1973 Volvo P1800ES Estate Wagon
|Engine||In-line 4-cylinder, 1986cc|
|Body Work||Sports Wagon|
The Volvo P1800 offers an irresistible combination of style, thanks to the coupe body attributed to Italian designer Pietro Frua, and dependable performance from its rugged Swedish underpinnings. Volvo initially had the P1800 built in Britain with the body shells by Pressed Steel and final assembly by Jensen but patchy quality control saw production shift to Volvo's Gothenburg plant in 1963. The P1800 began life with the B18B four-cylinder engine and running gear lifted straight from the Amazon series but was steadily improved with more power and numerous detail changes through the 1960s. In 1968, the B20 engine went to a full 2-litres and the following year saw Bosch electronic fuel injection adopted to give the most power yet - 124bhp - along with disc brakes all round, alloy wheels, a new dashboard and a ZF gearbox (although the Borg Warner Model 35 automatic transmission remained a popular option). Although it remained fashionable through the Swinging Sixties, thanks in part to Roger Moore driving one in The Saint, by the early 1970s the P1800 was looking a little dated but a sport wagon variant named the P1800ES - launched in August 1971 - gave the model a much-needed boost.
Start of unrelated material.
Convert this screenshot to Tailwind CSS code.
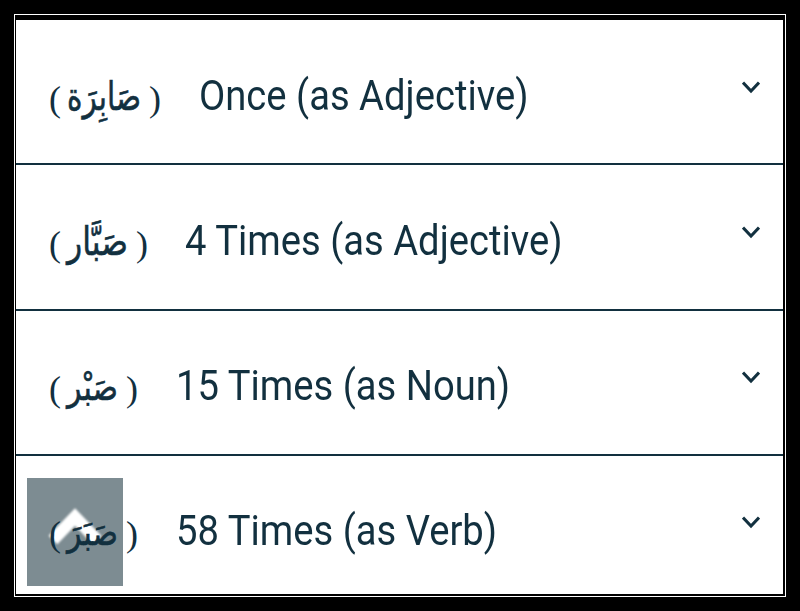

Styled in-house by Jan Wilsgard with an extended roofline and unusual all-glass tailgate, the P1800ES had lots of luggage capacity and proved a popular design - annual sales of the Volvo actually exceeded 5,000 units in 1972/73 for the first time - with a total of 8,078 built when produced ceased in 1973. With survivors relatively scarce and a strong following around the world today, the Volvo P1800ES is an interesting and eminently practical classic car.